The situation became untenable in Calabria. Roberto Occhiuto, president of this southern state, did everything he could to bring doctors from abroad, but that did not work.

“I tried with Albanian doctors, but they told me that while they can earn five to six times more in Italy than back home, they could make much, much more than that in Germany.”

Havana responded positively to his request and a contract was signed for 497 doctors, 171 of whom are already working in the region. They are meant to stay for three years.
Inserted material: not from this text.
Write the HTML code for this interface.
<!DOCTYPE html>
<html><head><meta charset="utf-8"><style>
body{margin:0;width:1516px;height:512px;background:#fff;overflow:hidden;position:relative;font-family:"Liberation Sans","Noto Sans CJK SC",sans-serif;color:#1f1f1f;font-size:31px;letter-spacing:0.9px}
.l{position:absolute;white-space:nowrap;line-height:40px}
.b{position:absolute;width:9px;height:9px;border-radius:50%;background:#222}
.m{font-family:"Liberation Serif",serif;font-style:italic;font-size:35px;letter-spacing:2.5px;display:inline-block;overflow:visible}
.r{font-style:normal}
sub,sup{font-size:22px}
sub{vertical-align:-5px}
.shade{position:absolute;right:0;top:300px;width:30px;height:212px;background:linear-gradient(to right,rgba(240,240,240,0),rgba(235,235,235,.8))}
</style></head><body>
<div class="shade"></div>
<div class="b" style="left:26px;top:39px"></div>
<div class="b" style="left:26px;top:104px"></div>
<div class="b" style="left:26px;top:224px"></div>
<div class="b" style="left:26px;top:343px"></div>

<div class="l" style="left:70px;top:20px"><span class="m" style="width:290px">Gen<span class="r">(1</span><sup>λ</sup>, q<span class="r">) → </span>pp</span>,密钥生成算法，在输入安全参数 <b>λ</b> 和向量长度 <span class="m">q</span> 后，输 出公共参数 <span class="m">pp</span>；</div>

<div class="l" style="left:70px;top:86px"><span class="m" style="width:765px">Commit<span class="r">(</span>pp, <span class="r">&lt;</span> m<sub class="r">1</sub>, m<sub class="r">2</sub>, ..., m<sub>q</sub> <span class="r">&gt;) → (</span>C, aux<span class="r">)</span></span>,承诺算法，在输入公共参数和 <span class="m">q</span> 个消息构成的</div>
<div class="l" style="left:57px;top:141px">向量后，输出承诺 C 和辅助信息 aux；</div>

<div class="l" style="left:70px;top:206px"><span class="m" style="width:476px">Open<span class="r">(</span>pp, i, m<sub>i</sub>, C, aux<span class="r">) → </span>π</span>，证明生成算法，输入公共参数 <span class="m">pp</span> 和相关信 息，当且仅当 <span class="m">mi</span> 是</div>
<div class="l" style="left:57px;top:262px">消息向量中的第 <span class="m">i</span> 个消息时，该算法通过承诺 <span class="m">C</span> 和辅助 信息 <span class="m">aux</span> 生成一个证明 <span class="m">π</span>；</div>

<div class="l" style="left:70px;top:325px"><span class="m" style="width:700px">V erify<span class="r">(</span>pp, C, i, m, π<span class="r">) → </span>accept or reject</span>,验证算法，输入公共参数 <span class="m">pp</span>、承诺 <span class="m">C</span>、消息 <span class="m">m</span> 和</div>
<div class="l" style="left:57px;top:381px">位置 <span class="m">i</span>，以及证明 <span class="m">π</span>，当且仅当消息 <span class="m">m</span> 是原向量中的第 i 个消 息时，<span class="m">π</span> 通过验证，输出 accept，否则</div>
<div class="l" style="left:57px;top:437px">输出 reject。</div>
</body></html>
When the Cubans return home in 2025, a quarter of Italy’s 102,000 doctors will have reached retirement age, according to Italian unions. So the problem will not be solved by then.

Medicine for the people

It is remarkable that a country from the global South with a GDP per capita four times lower than Italy’s and also living under the strictest and longest blockade in world history proves capable of efficiently intervening in health crises in Italy, first during the Covid pandemic in the north of the country and now for more than a year in the south.

That perhaps says a lot about the socialist model of society and its priorities. In Cuba, healthcare is an absolute priority. The country invests 11.4 per cent of its GDP in the sector, which is more than double that of most countries in Latin America.
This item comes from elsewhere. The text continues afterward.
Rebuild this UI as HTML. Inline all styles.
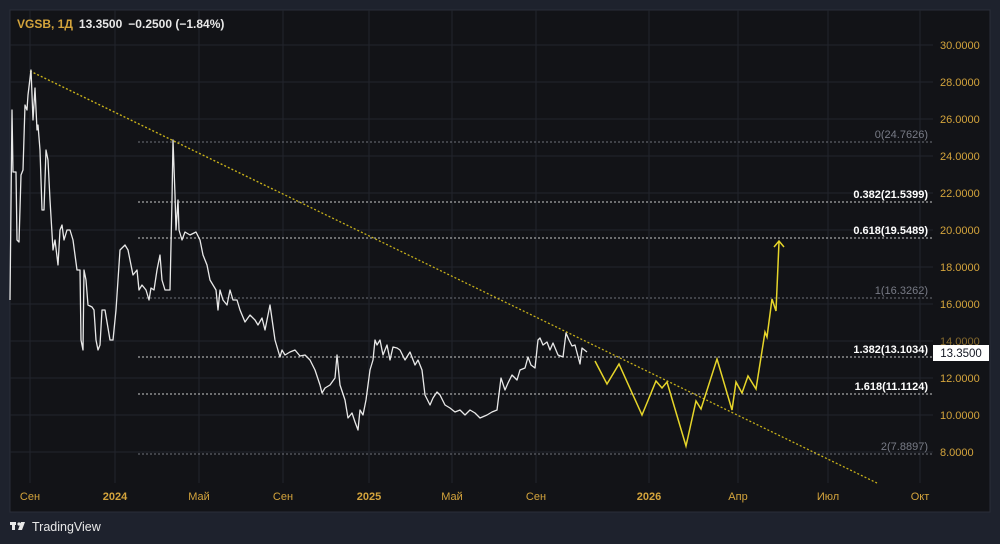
<!DOCTYPE html>
<html><head><meta charset="utf-8"><style>
html,body{margin:0;padding:0;background:#1e222d;width:1000px;height:544px;overflow:hidden;font-family:"Liberation Sans",sans-serif}
svg{position:absolute;left:0;top:0}
</style></head><body>
<svg width="1000" height="544" viewBox="0 0 1000 544" xmlns="http://www.w3.org/2000/svg">
<rect x="0" y="0" width="1000" height="544" fill="#1e222d"/>
<rect x="10" y="10" width="980" height="502" fill="#121317" stroke="#2a2e39" stroke-width="1"/>
<g stroke="#22252c" stroke-width="1">
<line x1="10" y1="45" x2="933" y2="45"/><line x1="10" y1="82" x2="933" y2="82"/><line x1="10" y1="119" x2="933" y2="119"/><line x1="10" y1="156" x2="933" y2="156"/><line x1="10" y1="193" x2="933" y2="193"/><line x1="10" y1="230" x2="933" y2="230"/><line x1="10" y1="267" x2="933" y2="267"/><line x1="10" y1="304" x2="933" y2="304"/><line x1="10" y1="341" x2="933" y2="341"/><line x1="10" y1="378" x2="933" y2="378"/><line x1="10" y1="415" x2="933" y2="415"/><line x1="10" y1="452" x2="933" y2="452"/>
<line x1="30" y1="10" x2="30" y2="483"/><line x1="115" y1="10" x2="115" y2="483"/><line x1="199" y1="10" x2="199" y2="483"/><line x1="283" y1="10" x2="283" y2="483"/><line x1="369" y1="10" x2="369" y2="483"/><line x1="452" y1="10" x2="452" y2="483"/><line x1="536" y1="10" x2="536" y2="483"/><line x1="649" y1="10" x2="649" y2="483"/><line x1="738" y1="10" x2="738" y2="483"/><line x1="828" y1="10" x2="828" y2="483"/><line x1="920" y1="10" x2="920" y2="483"/>
</g>
<g stroke-dasharray="2,2" stroke-width="1">
<line x1="138" y1="142" x2="933" y2="142" stroke="#6f7178"/>
<line x1="138" y1="202" x2="933" y2="202" stroke="#c8c8c8"/>
<line x1="138" y1="238" x2="933" y2="238" stroke="#c8c8c8"/>
<line x1="138" y1="298" x2="933" y2="298" stroke="#6f7178"/>
<line x1="138" y1="357" x2="933" y2="357" stroke="#c8c8c8"/>
<line x1="138" y1="394" x2="933" y2="394" stroke="#c8c8c8"/>
<line x1="138" y1="454" x2="933" y2="454" stroke="#6f7178"/>
</g>
<g font-size="11" text-anchor="end">
<text x="928" y="138" fill="#787b86">0(24.7626)</text>
<text x="928" y="198" fill="#fff" font-weight="bold">0.382(21.5399)</text>
<text x="928" y="234" fill="#fff" font-weight="bold">0.618(19.5489)</text>
<text x="928" y="294" fill="#787b86">1(16.3262)</text>
<text x="928" y="353" fill="#fff" font-weight="bold">1.382(13.1034)</text>
<text x="928" y="390" fill="#fff" font-weight="bold">1.618(11.1124)</text>
<text x="928" y="450" fill="#787b86">2(7.8897)</text>
</g>
<line x1="30" y1="71" x2="877" y2="483" stroke="#c9b21a" stroke-width="1.3" stroke-dasharray="2,2"/>
<polyline fill="none" stroke="#e8e8e8" stroke-width="1.3" stroke-linejoin="round" points="10,300 12,110 13,172 16,172 17,240 19,242 21,175 23,170 25,105 27,110 28,95 31,70 33,120 35,88 37,130 38,125 40,150 42,210 44,210 46,150 48,160 50,200 53,250 55,240 58,265 60,230 62,225 64,240 67,230 70,230 73,240 77,270 80,270 81,340 83,350 84,270 86,280 88,305 92,307 94,310 96,340 98,350 100,345 102,310 105,310 110,340 113,340 116,310 118,280 120,250 125,245 128,250 133,275 137,270 139,290 142,285 146,290 149,300 151,288 154,290 157,270 160,255 162,280 165,290 168,290 170,290 172,200 173,140 175,195 176,230 178,200 179,230 182,240 185,232 190,235 196,232 200,240 203,255 207,265 210,280 213,285 216,290 218,310 220,290 223,300 227,305 230,290 233,300 237,300 240,310 245,322 250,315 255,320 258,325 262,318 265,330 270,305 275,340 280,357 282,350 285,355 290,352 295,350 300,356 305,355 310,360 315,370 320,385 322,393 325,388 330,385 335,378 337,355 340,385 345,400 348,418 352,413 355,422 358,430 360,410 363,415 366,400 370,370 373,360 375,340 377,345 380,340 383,355 387,345 390,360 393,347 397,348 400,350 405,360 410,352 415,365 418,360 422,370 425,395 430,405 433,398 437,392 440,395 445,405 450,408 455,412 460,410 465,415 470,410 475,413 480,418 487,415 492,412 497,410 501,378 505,390 508,383 512,375 517,380 520,370 525,368 528,357 531,365 535,368 538,340 540,338 543,345 547,342 550,350 553,343 558,355 563,357 566,333 569,340 572,346 575,345 580,364 582,348 587,352"/>
<polyline fill="none" stroke="#e6d52a" stroke-width="1.5" stroke-linejoin="miter" points="595,361 607,384 619,364 642,415 656,381 662,388 667,382 686,446 696,401 701,409 717,359 732,410 736,382 742,393 748,376 756,389 765,332 767,337 772,299 776,311 779,242"/>
<polyline fill="none" stroke="#e6d52a" stroke-width="1.5" points="774,247 779,241 784,247"/>
<g font-size="11" fill="#d4a43c" text-anchor="start">
<text x="940" y="49">30.0000</text><text x="940" y="86">28.0000</text><text x="940" y="123">26.0000</text><text x="940" y="160">24.0000</text><text x="940" y="197">22.0000</text><text x="940" y="234">20.0000</text><text x="940" y="271">18.0000</text><text x="940" y="308">16.0000</text><text x="940" y="345" opacity="0.6">14.0000</text><text x="940" y="382">12.0000</text><text x="940" y="419">10.0000</text><text x="940" y="456">8.0000</text>
</g>
<rect x="933" y="345" width="56" height="16" fill="#fff"/>
<text x="961" y="357" font-size="11.5" fill="#131722" text-anchor="middle">13.3500</text>
<g font-size="11" fill="#d4a43c" text-anchor="middle">
<text x="30" y="500">Сен</text><text x="115" y="500" font-weight="bold">2024</text><text x="199" y="500">Май</text><text x="283" y="500">Сен</text><text x="369" y="500" font-weight="bold">2025</text><text x="452" y="500">Май</text><text x="536" y="500">Сен</text><text x="649" y="500" font-weight="bold">2026</text><text x="738" y="500">Апр</text><text x="828" y="500">Июл</text><text x="920" y="500">Окт</text>
</g>
<text x="17" y="28" font-size="12" font-weight="bold"><tspan fill="#d4a43c">VGSB, 1Д</tspan><tspan fill="#e8e8e8" dx="6">13.3500</tspan><tspan fill="#e8e8e8" dx="6">−0.2500 (−1.84%)</tspan></text>
<g fill="#e8e8e8">
<rect x="10" y="522" width="6" height="3"/><rect x="12" y="522" width="3" height="8"/>
<circle cx="19" cy="524" r="1.6"/>
<polygon points="21,522 25,522 22,530 18,530"/>
</g>
<text x="32" y="531" font-size="12.5" fill="#e8e8e8">TradingView</text>
</svg>
</body></html>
Cuba has nine doctors per thousand inhabitants, while the US has only 2.3. According to Unicef, Cuba is the safest country in Latin America for children and adolescents to live.
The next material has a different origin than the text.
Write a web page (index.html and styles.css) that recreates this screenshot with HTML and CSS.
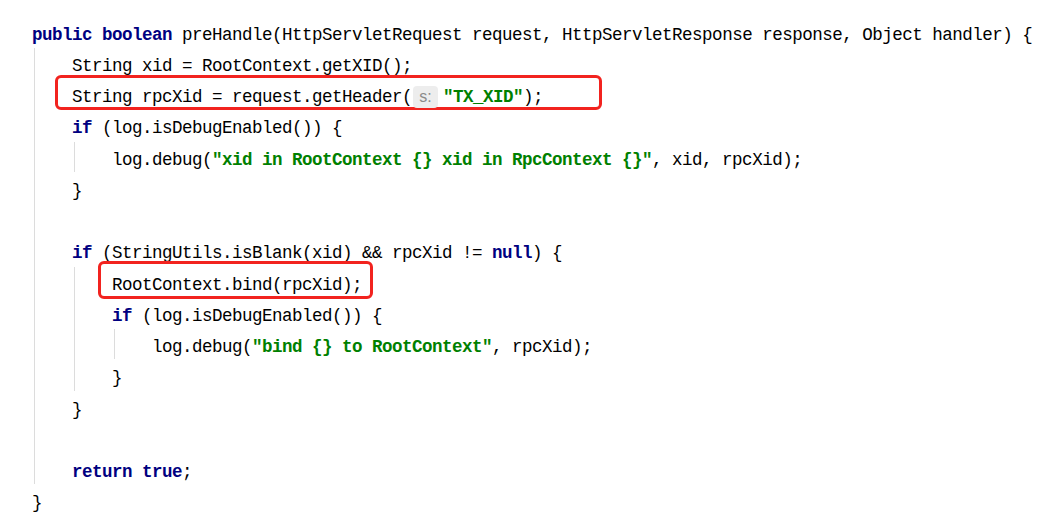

Despite current medicine shortages and other economic problems, child mortality in 2023 was four per thousand. That is the lowest figure on the continent and a score comparable to the rich industrialised countries.

The World Bank describes it this way: “Cuba has become internationally recognised for its achievements in the areas of education and health, with social service delivery outcomes that surpass most countries in the developing world and, in some areas, match first-world standards.”

Healthcare in Cuba is completely government-owned. Medical training is free for everyone and those who choose the profession by no means do it for the big money. As a result, Cuba trains many more doctors than it needs for its own population and some of them are happy to be sent abroad.

“The life of one human being is worth millions of times more than all the property of the richest man in the world.” This quote by Che Guevara, hanging at the entrance of Havana University Hospital, undoubtedly inspires Cubans to go on missions and save lives around the world.

Medicine for the money

In Cuba, specialists, general practitioners and other health professionals are paid employees. In other words, they are wage earners. In Europe, they are often “self-employed,” with specialists in particular betting on the highest possible income, in a system of performance medicine and fees.

To keep wages high, an artificial scarcity is often created or maintained. An excess of doctors would reduce the income of doctors and specialists. That is why doctors’ unions in European countries are trying to limit access to medical training.

And then there are also the cuts in the sector. This is felt very strongly in Italy. During the pandemic, the government promised to invest more in public health but those promises remained unkept.

The far-right Meloni government is now cutting health spending. In 2023, expenditure amounted to 6.6 per cent of GDP, in 2025 this will only be 6.2 per cent, while the population is ageing and thus medical needs are increasing.

Where specialists earn considerably less than in neighbouring countries, the wages of other doctors and health workers in public hospitals are scandalously low.

It is therefore no wonder that there is an acute shortage of medical personnel and that healthcare workers went on strike in early December. An estimated 85 per cent of health personnel took part. It is telling that a country with a far-right government has to rely on communist doctors to get out of trouble.